Darüber hinaus wurde mit der Entwicklung einer neuartigen empirischen Befragungsmethodik und einer auf den erhobenen Daten aufbauenden und auf der Portfoliotheorie basierten, hyperdimensionalen Medienselektionstheorie begonnen. Dieser Zweig des Forschungsprojektes berührt insbesondere die Frage 2. Hier stellte sich im Laufe der Recherche die Frage, ob insbesondere Selektionsentscheidungen medialen Managements in Zukunft automatisiert werden (können). Bei einem Pretest mit Medienmanagern zeigte sich hier im WS 2010/2011 großes Interesse, aber auch große Furcht vor der Technisierung bisheriger „Bauchentscheidungen“. Hier drückte sich die Befürchtung bzw. Erwartung besonders markant durch eine geäußerte Parallele zur beginnenden Industrialisierung aus: damals wurde körperliche menschliche Arbeit durch die erfundene Dampfmaschine verdrängt – möglicherweise steht geistiger menschlicher Arbeit heute das selbe hervor. In diesem Zusammenhang ist auch das Schlagwort vom Web3.0 interessant. Hierunter versteht man das „Semantic Web“ – in Kurzform: Computer werden in Zukunft in der Lage sein, Sematik von Medieninhalten zu erkennen und ähnlich menschlichen Maßstäben zu bewerten. Die begonnene Entwicklung einer technologischen Medienselektionslösung zielt auf diese Entwicklung und hat zum Ziel zu klären, ob dies tatsächlich möglich ist und „rein menschliche“ Selektionsentscheidungen obsolet machen kann.
Stand des Wissens
Mit dem Aufkommen des Internet sind schwerwiegende Veränderungsprozesse in der Medienlandschaft in Gang gekommen.
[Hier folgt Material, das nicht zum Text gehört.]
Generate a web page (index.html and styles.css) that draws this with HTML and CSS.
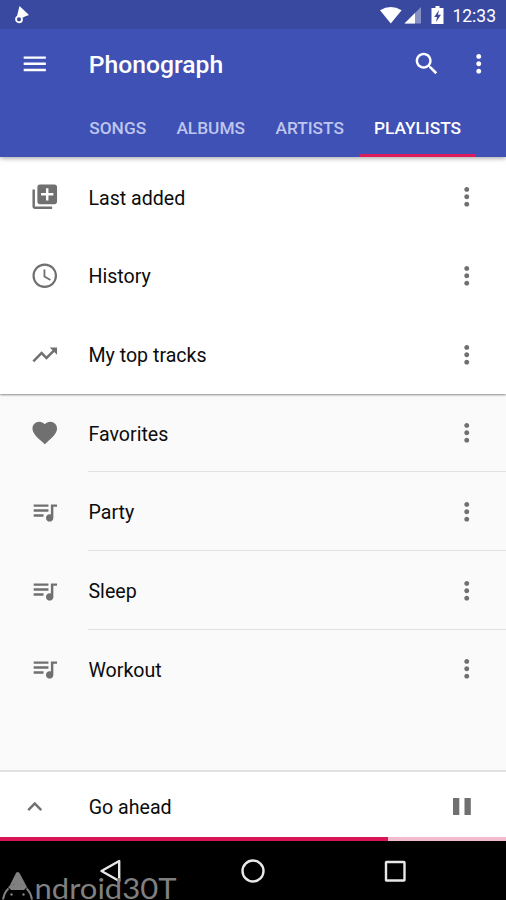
FILE: index.html
```html
<!DOCTYPE html>
<html lang="en">
<head>
<meta charset="utf-8">
<title>Phonograph</title>
<link rel="stylesheet" href="styles.css">
</head>
<body>
<svg class="defs" width="0" height="0">
  <symbol id="more" viewBox="0 0 24 24"><path d="M12 8c1.100 0 2-.9 2-2s-.9-2-2-2-2 .9-2 2 .9 2 2 2zm0 2c-1.100 0-2 .9-2 2s.9 2 2 2 2-.9 2-2-.9-2-2-2zm0 6c-1.100 0-2 .9-2 2s.9 2 2 2 2-.9 2-2-.9-2-2-2z"/></symbol>
  <symbol id="queue" viewBox="0 0 24 24"><path d="M15 6H3v2h12V6zm0 4H3v2h12v-2zM3 16h8v-2H3v2zM17 6v8.180c-.31-.11-.65-.18-1-.18-1.660 0-3 1.340-3 3s1.340 3 3 3 3-1.340 3-3V8h3V6h-5z"/></symbol>
</svg>
<div class="screen">
  <header class="header">
    <div class="status">
      <svg class="notification" viewBox="0 0 16 18"><path d="M5.500 0L15 9Q11 10 9 11.500L3 10Z"/><circle cx="5" cy="13.300" r="3" fill="#3949a0" stroke="#fff" stroke-width="1.800"/></svg>
      <svg class="system" viewBox="0 0 66 20">
        <path d="M0 4.300Q10.800-2.500 21.600 4.300L10.800 17.500Z"/>
        <path d="M41 1v16.500H24.500z" opacity=".4"/><path d="M35 7v10.500H24.500z"/>
        <path d="M55.500 0h4v2h4v16h-12V2h4zM59 4L54.200 11h2.800l-1 5 5-7.200h-3z" fill-rule="evenodd"/>
      </svg>
      <span class="clock">12:33</span>
    </div>
    <div class="toolbar">
      <svg class="icon" viewBox="0 0 24 24"><path d="M3 18h18v-2H3v2zm0-5h18v-2H3v2zm0-7v2h18V6H3z"/></svg>
      <h1>Phonograph</h1>
      <svg class="icon search" viewBox="0 0 24 24"><path d="M15.500 14h-.79l-.28-.27C15.410 12.590 16 11.110 16 9.500 16 5.910 13.090 3 9.500 3S3 5.910 3 9.500 5.910 16 9.500 16c1.610 0 3.090-.59 4.230-1.570l.27.28v.79l5 4.990L20.490 19l-4.990-5zm-6 0C7.010 14 5 11.990 5 9.500S7.010 5 9.500 5 14 7.010 14 9.500 11.990 14 9.500 14z"/></svg>
      <svg class="icon"><use href="#more"/></svg>
    </div>
    <nav class="tabs"><a>SONGS</a><a>ALBUMS</a><a>ARTISTS</a><a class="active">PLAYLISTS</a></nav>
  </header>
  <main>
    <section class="smart">
      <div class="row"><svg class="icon" viewBox="0 0 24 24"><path d="M4 6H2v14c0 1.100.9 2 2 2h14v-2H4V6zm16-4H8c-1.100 0-2 .9-2 2v12c0 1.100.9 2 2 2h12c1.100 0 2-.9 2-2V4c0-1.100-.9-2-2-2zm-1 9h-4v4h-2v-4H9V9h4V5h2v4h4v2z"/></svg><div class="label">Last added</div><svg class="icon menu"><use href="#more"/></svg></div>
      <div class="row"><svg class="icon" viewBox="0 0 24 24"><path d="M11.990 2C6.470 2 2 6.480 2 12s4.470 10 9.990 10C17.520 22 22 17.520 22 12S17.520 2 11.990 2zM12 20.200a8.200 8.200 0 1 1 0-16.400 8.200 8.200 0 0 1 0 16.400zM12.500 7H11v6l5.250 3.150.75-1.230-4.500-2.670z"/></svg><div class="label">History</div><svg class="icon menu"><use href="#more"/></svg></div>
      <div class="row"><svg class="icon" viewBox="0 0 24 24"><path d="M16 6l2.290 2.290-4.880 4.880-4-4L2 16.590 3.410 18l6-6 4 4 6.300-6.290L22 12V6z"/></svg><div class="label">My top tracks</div><svg class="icon menu"><use href="#more"/></svg></div>
    </section>
    <section class="playlists">
      <div class="row"><svg class="icon" viewBox="0 0 24 24"><path d="M12 21.350l-1.450-1.320C5.400 15.360 2 12.280 2 8.500 2 5.420 4.420 3 7.500 3c1.740 0 3.410.81 4.500 2.090C13.090 3.810 14.760 3 16.500 3 19.580 3 22 5.420 22 8.500c0 3.780-3.400 6.860-8.550 11.540L12 21.350z"/></svg><div class="label">Favorites</div><svg class="icon menu"><use href="#more"/></svg></div>
      <div class="row"><svg class="icon"><use href="#queue"/></svg><div class="label">Party</div><svg class="icon menu"><use href="#more"/></svg></div>
      <div class="row"><svg class="icon"><use href="#queue"/></svg><div class="label">Sleep</div><svg class="icon menu"><use href="#more"/></svg></div>
      <div class="row"><svg class="icon"><use href="#queue"/></svg><div class="label">Workout</div><svg class="icon menu"><use href="#more"/></svg></div>
    </section>
  </main>
  <footer class="player">
    <svg class="icon" viewBox="0 0 24 24"><path d="M12 8l-6 6 1.410 1.410L12 10.830l4.590 4.580L18 14z"/></svg>
    <div class="song">Go ahead</div>
    <svg class="pause" viewBox="0 0 18 17"><path d="M0 0h6.300v17H0zM11.500 0h6.300v17h-6.300z"/></svg>
  </footer>
  <div class="progress"><div class="elapsed"></div></div>
  <div class="navbar">
    <svg viewBox="0 0 24 24"><path d="M20.200 2v20L2.500 12z"/></svg>
    <svg viewBox="0 0 24 24"><circle cx="12" cy="12" r="10.500"/></svg>
    <svg viewBox="0 0 24 24"><rect x="3" y="3" width="18.500" height="18.500" rx=".6"/></svg>
  </div>
  <svg class="watermark" viewBox="0 0 180 34">
    <path d="M10 19L16 7Q17.500 5 19.500 7L27.500 22Q22 18 17.500 18Q12 18 8 22Z" fill="#808080"/>
    <path d="M8 21Q17.500 14 27 21L24 24H11Z" fill="#808080"/>
    <path d="M3 33.500Q4.500 26 8.500 22.500M32 33.500Q30.500 26 26.500 22.500" fill="none" stroke="#808080" stroke-width="2"/>
    <circle cx="11.500" cy="28.500" r="1.200" fill="#808080"/><circle cx="23.500" cy="28.500" r="1.200" fill="#808080"/>
    <text x="34.500" y="32.500" textLength="142" lengthAdjust="spacingAndGlyphs">ndroid30T</text>
  </svg>
</div>
</body>
</html>
```
FILE: styles.css
```css
* { box-sizing: border-box; }
body { margin: 0; font-family: Roboto, "Liberation Sans", sans-serif; color: #0c0c0c; }
svg { display: block; flex: none; fill: currentColor; }
.defs { position: absolute; }
.screen { position: relative; width: 506px; height: 900px; display: flex; flex-direction: column; overflow: hidden; background: #fafafa; }
.icon { width: 29.5px; height: 29.5px; }

.header { height: 157px; flex: none; background: #3f51b5; color: #fff; box-shadow: 0 1px 5px rgba(0,0,0,.4); z-index: 1; }
.status { height: 29px; background: #3949a0; display: flex; align-items: center; padding: 0 10px 0 14px; }
.notification { width: 16px; height: 18px; margin-top: 1px; }
.system { width: 66px; height: 20px; margin: 3px 5px 0 auto; }
.clock { width: 45px; font-size: 17.5px; text-align: right; white-space: nowrap; padding-top: 2px; }
.toolbar { height: 70px; display: flex; align-items: center; padding: 0 12.500px 0 19.700px; }
.toolbar h1 { margin: 2px auto 0 39.500px; font-size: 24.700px; line-height: 30px; font-weight: 500; }
.search { margin-right: 22.500px; }
.tabs { height: 58px; display: grid; grid-template-columns: 87px 99px 99px 116.500px; padding-left: 74.200px; font-size: 17.300px; font-weight: 500; }
.tabs a { display: flex; align-items: center; justify-content: center; padding-top: 3px; color: #bec5ee; border-bottom: 3px solid transparent; white-space: nowrap; }
.tabs .active { color: #fff; border-bottom-color: #dc1b5b; }

main { flex: 1; min-height: 0; }
.smart { background: #fff; height: 236.600px; padding-top: .6px; box-shadow: 0 1px 2px rgba(0,0,0,.45); }
.row { height: 78.700px; display: flex; align-items: center; padding-left: 29.700px; color: #707070; }
.label { flex: 1; align-self: stretch; display: flex; align-items: center; margin-left: 29.300px; padding-top: 2.400px; font-size: 19.600px; color: #0c0c0c; }
.row .menu { margin-right: 24.700px; }
.playlists .row { background: linear-gradient(#e2e2e2, #e2e2e2) 88px 100% / 418px 1px no-repeat; }
.playlists .row:last-child { background: none; }

.player { height: 67px; flex: none; display: flex; align-items: center; padding: 0 35.500px 0 19.700px; background: #fff; border-top: 2px solid #e2e2e2; color: #707070; }
.player .icon { margin-top: 4px; }
.song { flex: 1; margin: 5px 0 0 39.500px; font-size: 19.600px; color: #0c0c0c; }
.pause { width: 18px; height: 17px; margin-top: 4px; }
.progress { height: 4px; flex: none; background: #f3bbcf; }
.elapsed { width: 388px; height: 100%; background: #d81558; }
.navbar { height: 59px; flex: none; display: flex; justify-content: center; align-items: center; gap: 118px; background: #000; }
.navbar svg { width: 24px; height: 24px; fill: none; stroke: #e8e8e8; stroke-width: 2.400; stroke-linejoin: round; }
.watermark { position: absolute; left: 0; bottom: 0; width: 180px; height: 34px; }
.watermark text { font-family: Lato, sans-serif; font-weight: 400; font-size: 29px; fill: #808080; }
```
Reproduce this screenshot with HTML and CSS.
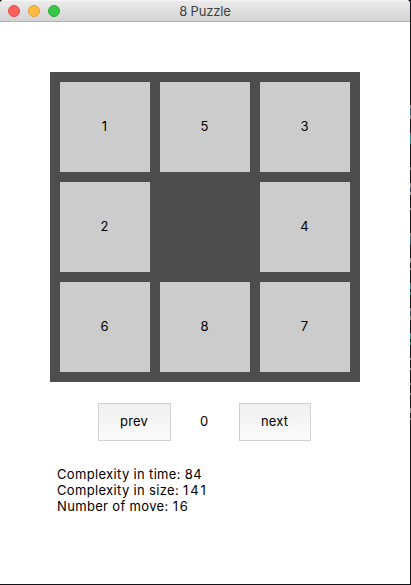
FILE: index.html
```html
<!DOCTYPE html>
<html lang="en">
<head>
<meta charset="utf-8">
<title>8 Puzzle</title>
<link rel="stylesheet" href="styles.css">
</head>
<body>
<main class="window">
  <header class="titlebar">
    <div class="lights"><i class="light close"></i><i class="light minimize"></i><i class="light zoom"></i></div>
    <h1 class="title">8 Puzzle</h1>
  </header>
  <section class="board">
    <div class="tile">1</div><div class="tile">5</div><div class="tile">3</div>
    <div class="tile">2</div><div></div><div class="tile">4</div>
    <div class="tile">6</div><div class="tile">8</div><div class="tile">7</div>
  </section>
  <nav class="controls">
    <button class="button prev">prev</button>
    <span class="step">0</span>
    <button class="button next">next</button>
  </nav>
  <section class="stats">
    <p>Complexity in time: <span class="time">84</span></p>
    <p>Complexity in size: <span class="size">141</span></p>
    <p>Number of move: <span class="moves">16</span></p>
  </section>
</main>
<div class="desktop-edge"></div>
</body>
</html>
```
FILE: styles.css
```css
* { box-sizing: border-box; }
body {
  margin: 0;
  display: grid;
  grid-template-columns: 410px 1px;
  width: 411px;
  height: 585px;
  overflow: hidden;
  background: #141417;
  font: 13px/16px Inter, "Liberation Sans", sans-serif;
  color: #000;
}
.window {
  width: 410px;
  height: 584px;
  background: #fff;
  border-radius: 4px 4px 0 0;
  overflow: hidden;
}
.titlebar {
  display: grid;
  grid-template-columns: 60px 290px 60px;
  align-items: center;
  height: 22px;
  border-top: 1px solid #f5f5f5;
  border-bottom: 1px solid #b1b1b1;
  background: linear-gradient(#ebebeb, #d3d3d3);
}
.lights { display: flex; gap: 8px; padding-left: 8px; }
.light { width: 12px; height: 12px; border-radius: 50%; border: 1px solid; }
.close { background: #fc605c; border-color: #e2504c; }
.minimize { background: #fdbc40; border-color: #dfa036; }
.zoom { background: #34c84a; border-color: #2cad3b; }
.title {
  margin: 0;
  text-align: center;
  font-size: 13px;
  font-weight: 400;
  letter-spacing: -.15px;
  color: #404040;
}
.board {
  display: grid;
  grid-template-columns: repeat(3, 90px);
  grid-template-rows: repeat(3, 90px);
  gap: 10px;
  width: 310px;
  height: 310px;
  margin: 50px 0 0 50px;
  padding: 10px;
  background: #4d4d4d;
}
.tile {
  display: flex;
  align-items: center;
  justify-content: center;
  padding: 0 1px 2px 0;
  background: #ccc;
}
.controls {
  display: grid;
  grid-template-columns: 73px 68px 72px;
  height: 38px;
  margin: 21px 0 0 98px;
  align-items: center;
}
.button {
  height: 38px;
  padding: 0 1px 2px 0;
  border: 1px solid #d2d2d2;
  background: linear-gradient(#f0f0f0, #fbfbfb);
  font: inherit;
  letter-spacing: .15px;
  color: #000;
}
.step { text-align: center; padding: 0 2px 2px 0; }
.stats { margin: 25px 0 0 57px; letter-spacing: .34px; }
.stats p { margin: 0; }
.size { letter-spacing: 2px; }
.moves { letter-spacing: 1.8px; }
.desktop-edge {
  width: 1px;
  background: linear-gradient(#141417 105px, #7b8794 105px 108px, #28516f 108px 115px, #7b8794 115px 119px, #141417 119px 133px, #1a808c 133px 144px, #141417 144px 167px, #777 167px 170px, #141417 170px 183px, #888 183px 187px, #2b3967 187px 192px, #888 192px 195px, #141417 195px 208px, #888 208px 210px, #141417 210px 233px, #777 233px 236px, #28617a 236px 245px, #141417 245px 258px, #888 258px 263px, #141417 263px 268px, #999 268px 270px, #141417 270px 283px, #1e86a8 283px 289px, #141417 289px 292px, #25817b 292px 295px, #141417 295px 308px, #888 308px 311px, #2b3967 311px 316px, #888 316px 320px, #141417 320px 333px, #1a928c 333px 339px, #141417 339px 342px, #25917b 342px 345px, #141417 345px 358px, #888 358px 360px, #141417 360px 368px, #888 368px 370px, #141417 370px 383px, #888 383px 385px, #141417 385px 393px, #888 393px 395px, #141417 395px 408px, #888 408px 413px, #141417 413px 418px, #888 418px 420px, #141417 420px);
}
```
Nach dem Stand der Forschung handelt es sich dabei allerdings nicht um eine historische Zäsur, sondern eher noch um eine mediale Transition die als „period of increased turbulence“ (Burgess/Green 2009, 14) daherkommt. Unstrittig ist die technische Konvergenz, durch die „jeder alles machen kann“. Durch Digitalisierung lassen sich alle herkömmlichen Medieninhalte im Netz darstellen und durch die kulturelle Durchdringung ist das Internet ist längst kein „ Spielzeug einer kleinen, elitären Minderheit mit ganz spezifischen Interessen“ (Krotz 1998, 121) mehr. Diese Konvergenz bringt als Nebeneffekt auch eine neue Konkurrenz für den Journalismus: „the Internet liberated and empowered individuals and offered unprecedented advantages to society.“ (Briggs/Burke 2002, 310) Die professionellen Medienmacher laufen also Gefahr, ihr Gatekeepermonopol zu verlieren. Diese Verschiebung auf der Angebotsseite weist eine Forschungslücke auf, die auch mit Hilfe des Forschungsansatzes gefüllt werden soll. Dem gegenüber erscheint die Nachfrageseite intensiver durchdrungen: Hier ist der Stand der Forschung, dass das Netz zwar Nachfrage befriedigen kann, beispielsweise in Communities im Web2.0. Dennoch bleibt das Netz ein Cyberspace, ein unkörperlicher Ort, dem, wenn er nicht ergänzend zu realer sozialer Interaktion benutzt wird, eher „ parasoziale Züge“ (vgl. Horton/Wohl 1956) eigen sind. Das hat wiederum den umgekehrten Effekt und führt zu Zersplitterung und Vereinzelung (vgl. Rau 2007, 5) oder – weniger drastisch ausgedrückt – zu Individualisierung (vgl. Gerhards/Klingler 2006, 76).